Under the pseudonym T. Wes Brillik, Gildea would invariable predict the Penn State football team, the "Nits" as he called them, to lose. He angered then-coach Joe Paterno and the players who long sought to uncover the identity of Brillik, a character who was said to live on Mount Nittany, drink Utica Club beer and was married to Mimsy, a topless dancer.

As a graduate student at Penn State, Gildea earned the Roberta Park Graduate Student Essay Award (1992) from the North American Society for Sport History for the essay “Counterpunch: The Morrison-Heenan Fight of 1858 and Frank Queen’s Attack on the ‘Responsible Press.’”

Gildea played football and baseball in high school. Later in life he enjoyed cross-country skiing, mountain biking and running.
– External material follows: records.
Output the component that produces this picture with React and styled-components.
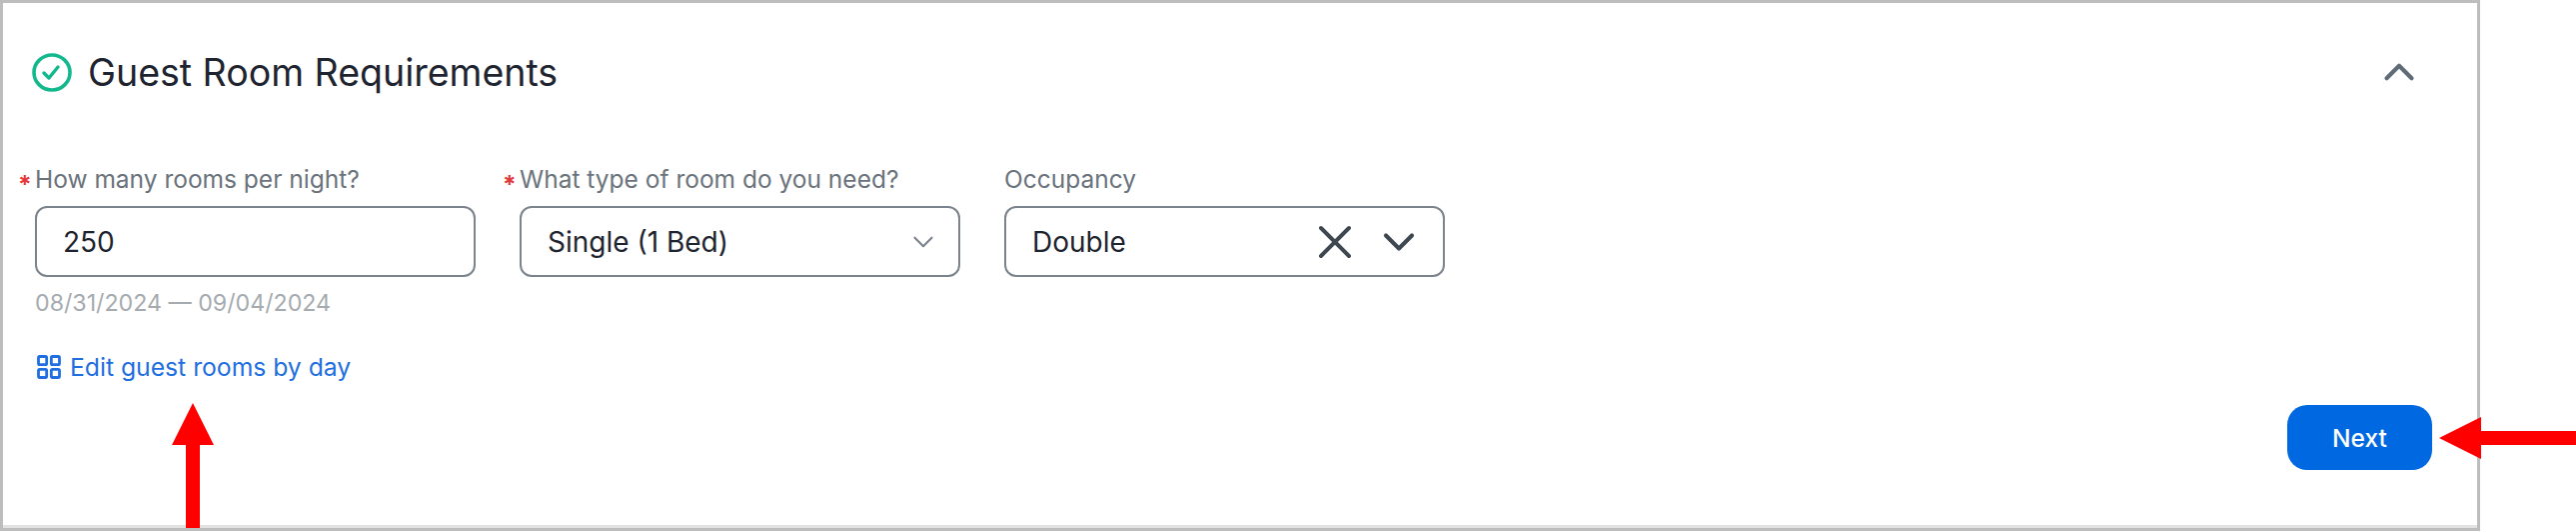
import React from 'react'
import styled, {createGlobalStyle} from 'styled-components'
import {ChevronDown, ChevronUp, LayoutGrid, X} from 'lucide-react'

const GlobalStyle = createGlobalStyle`
    html, body {
        margin: 0;
        padding: 0;
        background: #fff;
    }
    body {
        font-family: Inter, "Liberation Sans", sans-serif;
    }
`

const CheckBadge = () => (
    <svg width="40" height="39" viewBox="0 0 40 39" fill="none">
        <ellipse cx="20" cy="19.5" rx="18" ry="17.5" stroke="#14b88f" strokeWidth="3.6" />
        <path d="M12 20l5 5 9-11" stroke="#14b88f" strokeWidth="3.4" strokeLinecap="round" strokeLinejoin="round" />
    </svg>
)

const UpArrow = () => (
    <svg width="42" height="125" viewBox="0 0 42 125">
        <path d="M21 0L42 42H28V125H14V42H0Z" fill="#ff0000" />
    </svg>
)

const LeftArrow = () => (
    <svg width="137" height="42" viewBox="0 0 137 42">
        <path d="M0 21L42 0V14H137V28H42V42Z" fill="#ff0000" />
    </svg>
)

const App = () => (
    <Page>
        <GlobalStyle />
        <Card>
            <Header>
                <HeaderLeft>
                    <CheckBadge />
                    <Title>Guest Room Requirements</Title>
                </HeaderLeft>
                <Collapse>
                    <ChevronUp size={50} strokeWidth={2} />
                </Collapse>
            </Header>
            <Fields>
                <Field>
                    <Label required>How many rooms per night?</Label>
                    <Control>
                        <Value>250</Value>
                    </Control>
                    <Hint>08/31/2024 — 09/04/2024</Hint>
                </Field>
                <Field>
                    <Label required>What type of room do you need?</Label>
                    <Control>
                        <Value>Single (1 Bed)</Value>
                        <SmallCaret>
                            <ChevronDown size={34} strokeWidth={1.5} />
                        </SmallCaret>
                    </Control>
                </Field>
                <Field>
                    <Label>Occupancy</Label>
                    <Control>
                        <Value>Double</Value>
                        <Actions>
                            <X size={56} strokeWidth={1.7} />
                            <ChevronDown size={52} strokeWidth={1.9} />
                        </Actions>
                    </Control>
                </Field>
            </Fields>
            <EditLink href="#">
                <LayoutGrid size={28} strokeWidth={2.4} />
                Edit guest rooms by day
            </EditLink>
            <Footer>
                <NextButton>Next</NextButton>
            </Footer>
        </Card>
        <ArrowUpSpot>
            <UpArrow />
        </ArrowUpSpot>
        <ArrowLeftSpot>
            <LeftArrow />
        </ArrowLeftSpot>
    </Page>
)

export default App

const Page = styled.div`
    position: relative;
    width: 2578px;
    height: 532px;
    overflow: hidden;
    background: #fff;
`
const Card = styled.div`
    box-sizing: border-box;
    width: 2482px;
    height: 531px;
    border: 3px solid #bdbdbd;
    padding: 47px 0 0 32px;
    display: flex;
    flex-direction: column;
    box-shadow: inset 0 -3px 0 #e2e2e2;
`
const Header = styled.div`
    display: flex;
    align-items: center;
    justify-content: space-between;
    height: 44px;
    padding-right: 53px;
`
const HeaderLeft = styled.div`
    display: flex;
    align-items: center;
    gap: 16px;
    margin-left: -3px;
`
const Title = styled.h2`
    margin: 0;
    font-size: 37.5px;
    font-weight: 400;
    color: #1f2530;
`
const Collapse = styled.div`
    display: flex;
    color: #5f6b76;
`
const Fields = styled.div`
    display: flex;
    gap: 44px;
    margin-top: 69px;
`
const Field = styled.div`
    display: flex;
    flex-direction: column;
    width: 441px;
`
const Label = styled.label`
    position: relative;
    font-size: 24.5px;
    line-height: 32px;
    color: #6b737c;
    ${(p) =>
        p.required &&
        `&::before {
            content: '*';
            position: absolute;
            left: -17px;
            top: 5px;
            font-weight: 700;
            color: #e5383b;
        }`}
`
const Control = styled.div`
    box-sizing: border-box;
    height: 71px;
    margin-top: 11px;
    border: 2px solid #7b838c;
    border-radius: 12px;
    padding: 0 18px 0 26px;
    display: flex;
    align-items: center;
    justify-content: space-between;
`
const Value = styled.span`
    font-size: 28px;
    color: #1f2530;
`
const SmallCaret = styled.span`
    display: flex;
    color: #7b838c;
`
const Actions = styled.span`
    display: flex;
    align-items: center;
    gap: 10px;
    color: #3f4850;
`
const Hint = styled.div`
    margin-top: 11px;
    font-size: 23.2px;
    line-height: 30px;
    color: #a6abb0;
`
const EditLink = styled.a`
    display: flex;
    align-items: center;
    gap: 7px;
    width: fit-content;
    margin-top: 31px;
    font-size: 24.7px;
    line-height: 36px;
    color: #1f6fe0;
    text-decoration: none;
`
const Footer = styled.div`
    display: flex;
    justify-content: flex-end;
    padding-right: 45px;
    margin-top: 20px;
`
const NextButton = styled.button`
    width: 145px;
    height: 65px;
    border: none;
    border-radius: 20px;
    background: #0068e0;
    color: #fff;
    font-family: inherit;
    font-size: 24.5px;
    font-weight: 500;
`
const ArrowUpSpot = styled.div`
    position: absolute;
    left: 172px;
    top: 403px;
    display: flex;
`
const ArrowLeftSpot = styled.div`
    position: absolute;
    left: 2441px;
    top: 417px;
    display: flex;
`
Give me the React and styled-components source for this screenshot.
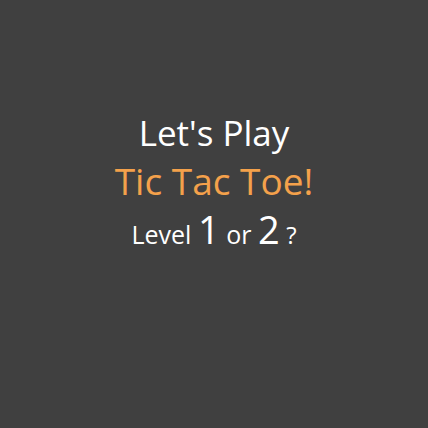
import React from "react";
import styled, { createGlobalStyle } from "styled-components";

const Global = createGlobalStyle`
  html, body { margin: 0; padding: 0; background: #404040; }
  body { font-family: "Open Sans", sans-serif; }
`;

const Screen = styled.div`
  width: 428px;
  height: 428px;
  box-sizing: border-box;
  padding-top: 108px;
  background: #404040;
  display: flex;
  flex-direction: column;
  align-items: center;
  color: #ffffff;
  font-family: "Open Sans", sans-serif;
`;

const Line = styled.div`
  font-size: ${(p) => p.$size}px;
  line-height: ${(p) => p.$lh}px;
  color: ${(p) => p.$color || "#ffffff"};
  white-space: nowrap;
`;

const Num = styled.span`
  font-size: 38px;
`;

const Small = styled.span`
  font-size: 24px;
`;

export default function App() {
  return (
    <>
      <Global />
      <Screen>
        <Line $size={35} $lh={49}>Let's Play</Line>
        <Line $size={37} $lh={48} $color="#f4a14b">Tic Tac Toe!</Line>
        <Line $size={25} $lh={48}>
          Level <Num>1</Num> or <Num>2</Num> <Small>?</Small>
        </Line>
      </Screen>
    </>
  );
}
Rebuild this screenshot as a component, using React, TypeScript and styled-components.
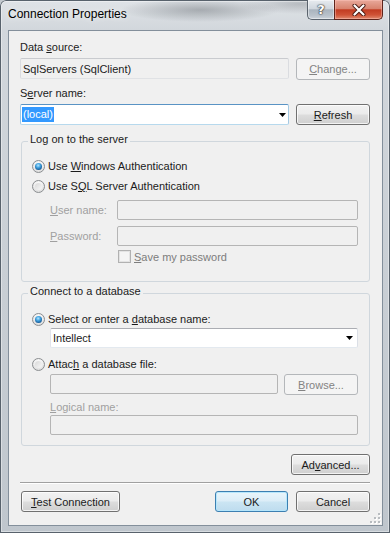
import React from 'react';
import styled, { createGlobalStyle, css } from 'styled-components';

const GlobalStyle = createGlobalStyle`
  * { box-sizing: border-box; }
  html, body { margin: 0; padding: 0; }
  body {
    background: #c3c9cf;
    font-family: "Liberation Sans", Arial, sans-serif;
    font-size: 11px;
    color: #1b1b1b;
  }
`;

const Window = styled.div`
  position: relative;
  width: 390px;
  height: 533px;
  display: flex;
  flex-direction: column;
  border-radius: 6px 6px 0 0;
  overflow: hidden;
  background:
    radial-gradient(ellipse 80px 12px at 200px 10px, rgba(70, 76, 82, 0.35), rgba(70, 76, 82, 0) 100%),
    radial-gradient(ellipse 60px 10px at 300px 4px, rgba(70, 76, 82, 0.25), rgba(70, 76, 82, 0) 100%),
    linear-gradient(to bottom, #dfe3e7 0px, #d2d7dc 30px, #bfc6cd 100%);
  box-shadow: inset 0 0 0 1px #58626c, inset 0 0 0 2px rgba(255, 255, 255, 0.4);
`;

const TitleBar = styled.div`
  flex: none;
  height: 30px;
  display: flex;
  align-items: flex-start;
  padding: 0 7px 0 8px;
`;

const Title = styled.div`
  flex: 1;
  height: 30px;
  line-height: 29px;
  font-size: 12px;
  color: #000;
  text-shadow: 0 0 6px rgba(255, 255, 255, 0.9);
  white-space: nowrap;
`;

const Captions = styled.div`
  display: flex;
  flex: none;
`;

const CaptionButton = styled.div<{ $kind: 'help' | 'close' }>`
  height: 20px;
  display: flex;
  align-items: center;
  justify-content: center;
  border: 1px solid;
  border-top: none;
  ${p =>
    p.$kind === 'close'
      ? css`
          width: 49px;
          border-color: #5e241b;
          border-radius: 0 0 5px 0;
          background: linear-gradient(to bottom, #e8a99b 0%, #d8836f 45%, #c23c22 52%, #cf5236 78%, #e08a6f 100%);
          box-shadow: inset 0 0 0 1px rgba(255, 200, 190, 0.45);
        `
      : css`
          width: 27px;
          border-color: #5a636d;
          border-right: none;
          border-radius: 0 0 0 5px;
          background: linear-gradient(to bottom, #e7ebef 0%, #d0d7de 45%, #aab4be 52%, #b8c1ca 80%, #cbd2d9 100%);
          box-shadow: inset 0 0 0 1px rgba(255, 255, 255, 0.45);
        `}
`;

const HelpGlyph = styled.span`
  font-family: "DejaVu Sans", sans-serif;
  font-weight: bold;
  font-size: 13px;
  line-height: 13px;
  color: #fff;
  text-shadow: 0 0 1px #333, 0 0 2px #333, 0 0 1px #333;
`;

const Client = styled.div`
  position: relative;
  flex: 1;
  margin: 0 7px 7px 8px;
  border: 1px solid #838f9b;
  background: #f0f0f0;
  padding: 10px 12px 0 11px;
  display: flex;
  flex-direction: column;
`;

const Label = styled.div<{ $mt?: number; $disabled?: boolean; $w?: number }>`
  margin-top: ${p => p.$mt ?? 0}px;
  height: 13px;
  line-height: 13px;
  white-space: nowrap;
  flex: none;
  width: ${p => (p.$w ? `${p.$w}px` : 'auto')};
  color: ${p => (p.$disabled ? '#a0a0a0' : '#1b1b1b')};
`;

const Row = styled.div<{ $mt?: number; $gap?: number; $indent?: number; $align?: string }>`
  display: flex;
  align-items: ${p => p.$align ?? 'flex-start'};
  margin-top: ${p => p.$mt ?? 0}px;
  margin-left: ${p => p.$indent ?? 0}px;
  gap: ${p => p.$gap ?? 0}px;
`;

type FieldState = 'normal' | 'focused' | 'readonly' | 'disabled';

const fieldLook: Record<FieldState, ReturnType<typeof css>> = {
  normal: css`
    background: #fff;
    border-color: #abadb3 #dbdfe6 #e3e9ef #e2e3ea;
  `,
  focused: css`
    background: #fff;
    border-color: #5993c4 #a4c9e3 #b7d9ed #a4c9e3;
  `,
  readonly: css`
    background: #f0f0f0;
    border-color: #c9cbcf #dadce0 #e0e2e5 #dadce0;
  `,
  disabled: css`
    background: #f0f0f0;
    border-color: #b5b5b5;
  `,
};

const Field = styled.div<{ $state: FieldState; $w?: number; $h?: number; $arrowGap?: number }>`
  flex: ${p => (p.$w ? 'none' : '1')};
  width: ${p => (p.$w ? `${p.$w}px` : 'auto')};
  height: ${p => p.$h ?? 20}px;
  border: 1px solid;
  border-radius: 2px;
  display: flex;
  align-items: center;
  padding: 0 ${p => p.$arrowGap ?? 2}px 0 2px;
  white-space: nowrap;
  ${p => fieldLook[p.$state]}
`;

const Selected = styled.span`
  background: #3399ff;
  color: #fff;
  line-height: 15px;
  padding: 0 1px;
  margin-left: -1px;
`;

const Arrow = styled.svg`
  margin-left: auto;
  flex: none;
  display: block;
`;

const DropArrow = () => (
  <Arrow width="7" height="4" viewBox="0 0 7 4">
    <path d="M0 0H7L3.5 4Z" fill="#000" />
  </Arrow>
);

type BtnKind = 'normal' | 'disabled' | 'default';

const Button = styled.div<{ $w: number; $h?: number; $kind?: BtnKind; $ml?: number }>`
  flex: none;
  width: ${p => p.$w}px;
  height: ${p => p.$h ?? 21}px;
  margin-left: ${p => p.$ml ?? 0}px;
  border: 1px solid #707070;
  border-radius: 3px;
  display: flex;
  align-items: center;
  justify-content: center;
  white-space: nowrap;
  color: #1b1b1b;
  background: linear-gradient(to bottom, #f2f2f2 0%, #ebebeb 48%, #dddddd 52%, #cfcfcf 100%);
  box-shadow: inset 0 0 0 1px rgba(255, 255, 255, 0.75);
  ${p =>
    p.$kind === 'disabled' &&
    css`
      border-color: #b4b7ba;
      background: #f4f4f4;
      box-shadow: none;
      color: #838383;
    `}
  ${p =>
    p.$kind === 'default' &&
    css`
      border-color: #3c7fb1;
      background: linear-gradient(to bottom, #e9f5fb 0%, #dcedf7 48%, #cbe5f3 52%, #bedcee 100%);
      box-shadow: inset 0 0 0 1px rgba(178, 230, 252, 0.9);
    `}
`;

const Group = styled.fieldset<{ $mt: number }>`
  margin: ${p => p.$mt}px 0 0 1px;
  padding: 0;
  min-width: 0;
  border: 1px solid #d0d7dd;
  border-radius: 3px;
`;

const Legend = styled.legend`
  margin-left: 6px;
  padding: 0 2px 4px;
  line-height: 13px;
  color: #1b1b1b;
  white-space: nowrap;
`;

const GroupBody = styled.div<{ $pt: number; $pb: number }>`
  padding: ${p => p.$pt}px 11px ${p => p.$pb}px 10px;
  display: flex;
  flex-direction: column;
`;

const Option = styled.div<{ $mt?: number }>`
  display: flex;
  align-items: center;
  gap: 3px;
  height: 16px;
  margin-top: ${p => p.$mt ?? 0}px;
  white-space: nowrap;
`;

const RadioCircle = styled.span<{ $checked?: boolean }>`
  width: 13px;
  height: 13px;
  flex: none;
  border-radius: 50%;
  border: 1px solid #8b8e91;
  background: radial-gradient(circle at 50% 30%, #ffffff 0%, #eeeeee 45%, #d3d3d3 100%);
  display: flex;
  align-items: center;
  justify-content: center;
  &::after {
    content: '';
    width: 7px;
    height: 7px;
    border-radius: 50%;
    ${p =>
      p.$checked
        ? css`
            background: radial-gradient(circle at 45% 35%, #b6e6ff 0%, #46a6e2 35%, #135a98 75%, #0b3b6a 100%);
          `
        : css`
            background: linear-gradient(135deg, #d9d9d9 0%, #f7f7f7 100%);
          `}
  }
`;

const CheckBox = styled.span`
  width: 13px;
  height: 13px;
  flex: none;
  border: 1px solid #b1b1b1;
  background: #f4f4f4;
  box-shadow: inset 0 0 0 1px #e3e3e3;
`;

const CheckText = styled.span`
  color: #7d7d7d;
`;

const Separator = styled.div`
  margin-top: 7px;
  height: 2px;
  border-top: 1px solid #a0a0a0;
  border-bottom: 1px solid #ffffff;
`;

const RightRow = styled.div<{ $mt: number }>`
  display: flex;
  justify-content: flex-end;
  margin-top: ${p => p.$mt}px;
`;

const BottomRow = styled.div`
  display: flex;
  align-items: flex-start;
  margin-top: 7px;
  gap: 8px;
`;

const Spacer = styled.div`
  flex: 1;
`;

const U = styled.span`
  text-decoration: underline;
  text-underline-offset: 1px;
`;

const Grip = styled.svg`
  position: absolute;
  right: 1px;
  bottom: 1px;
  display: block;
`;

const CloseX = () => (
  <svg width="14" height="12" viewBox="0 0 14 12">
    <path d="M2.5 1.5L11.5 10.5M11.5 1.5L2.5 10.5" stroke="#4a1a12" strokeWidth="4" strokeLinecap="round" />
    <path d="M2.5 1.5L11.5 10.5M11.5 1.5L2.5 10.5" stroke="#ffffff" strokeWidth="2.2" strokeLinecap="round" />
  </svg>
);

const ResizeGrip = () => {
  const dots: [number, number][] = [
    [8, 0],
    [4, 4],
    [8, 4],
    [0, 8],
    [4, 8],
    [8, 8],
  ];
  return (
    <Grip width="11" height="11" viewBox="0 0 11 11">
      {dots.map(([x, y]) => (
        <g key={`${x}-${y}`}>
          <rect x={x + 1} y={y + 1} width="2" height="2" fill="#ffffff" />
          <rect x={x} y={y} width="2" height="2" fill="#b8bcc0" />
        </g>
      ))}
    </Grip>
  );
};

export default function App() {
  return (
    <>
      <GlobalStyle />
      <Window>
        <TitleBar>
          <Title>Connection Properties</Title>
          <Captions>
            <CaptionButton $kind="help">
              <HelpGlyph>?</HelpGlyph>
            </CaptionButton>
            <CaptionButton $kind="close">
              <CloseX />
            </CaptionButton>
          </Captions>
        </TitleBar>
        <Client>
          <Label>
            Data <U>s</U>ource:
          </Label>
          <Row $mt={4} $gap={7}>
            <Field $state="readonly" $w={269} $h={21}>
              SqlServers (SqlClient)
            </Field>
            <Button $w={74} $h={22} $kind="disabled">
              <span>
                <U>C</U>hange...
              </span>
            </Button>
          </Row>

          <Label $mt={7}>
            S<U>e</U>rver name:
          </Label>
          <Row $mt={4} $gap={7}>
            <Field $state="focused" $w={269} $h={21}>
              <Selected>(local)</Selected>
              <DropArrow />
            </Field>
            <Button $w={74}>
              <span>
                <U>R</U>efresh
              </span>
            </Button>
          </Row>

          <Group $mt={8}>
            <Legend>Log on to the server</Legend>
            <GroupBody $pt={8} $pb={18}>
              <Option>
                <RadioCircle $checked />
                <span>
                  Use <U>W</U>indows Authentication
                </span>
              </Option>
              <Option $mt={4}>
                <RadioCircle />
                <span>
                  Use S<U>Q</U>L Server Authentication
                </span>
              </Option>
              <Row $mt={6} $indent={18} $align="center">
                <Label $disabled $w={67}>
                  <U>U</U>ser name:
                </Label>
                <Field $state="disabled" />
              </Row>
              <Row $mt={6} $indent={18} $align="center">
                <Label $disabled $w={67}>
                  <U>P</U>assword:
                </Label>
                <Field $state="disabled" />
              </Row>
              <Row $mt={4} $indent={86} $gap={3} $align="center">
                <CheckBox />
                <CheckText>
                  <U>S</U>ave my password
                </CheckText>
              </Row>
            </GroupBody>
          </Group>

          <Group $mt={3}>
            <Legend>Connect to a database</Legend>
            <GroupBody $pt={9} $pb={10}>
              <Option>
                <RadioCircle $checked />
                <span>
                  Select or enter a <U>d</U>atabase name:
                </span>
              </Option>
              <Row $mt={1} $indent={18}>
                <Field $state="normal" $arrowGap={4}>
                  Intellect
                  <DropArrow />
                </Field>
              </Row>
              <Option $mt={8}>
                <RadioCircle />
                <span>
                  Attac<U>h</U> a database file:
                </span>
              </Option>
              <Row $mt={2} $indent={18} $gap={6}>
                <Field $state="disabled" />
                <Button $w={74} $kind="disabled">
                  <span>
                    <U>B</U>rowse...
                  </span>
                </Button>
              </Row>
              <Row $mt={6} $indent={18}>
                <Label $disabled>
                  <U>L</U>ogical name:
                </Label>
              </Row>
              <Row $mt={1} $indent={18}>
                <Field $state="disabled" />
              </Row>
            </GroupBody>
          </Group>

          <RightRow $mt={8}>
            <Button $w={79}>
              <span>
                Ad<U>v</U>anced...
              </span>
            </Button>
          </RightRow>

          <Separator />

          <BottomRow>
            <Button $w={99} $ml={1}>
              <span>
                <U>T</U>est Connection
              </span>
            </Button>
            <Spacer />
            <Button $w={73} $kind="default">
              OK
            </Button>
            <Button $w={74}>Cancel</Button>
          </BottomRow>
          <ResizeGrip />
        </Client>
      </Window>
    </>
  );
}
His stacked-to-the-roof office at Springfield College was a perfect cubbyhole for writing books. His best, “Hoop Crazy: The Lives of Clair Bee and Chip Hilton,” took years to write, and involved hundreds of first-hand stories about the basketball coach whose books taught a generation of boys how they should live and play.

Memorial contributions can be made to the Pioneer Valley Hospice and Palliative Care, 329 Conway St., Greenfield, MA 01301

Gildea’s ashes will be scattered at a favorite cross-country ski trail in the mountains near Salt Lake City, Utah. Memorial gatherings will be announced when allowed both in Massachusetts and State College.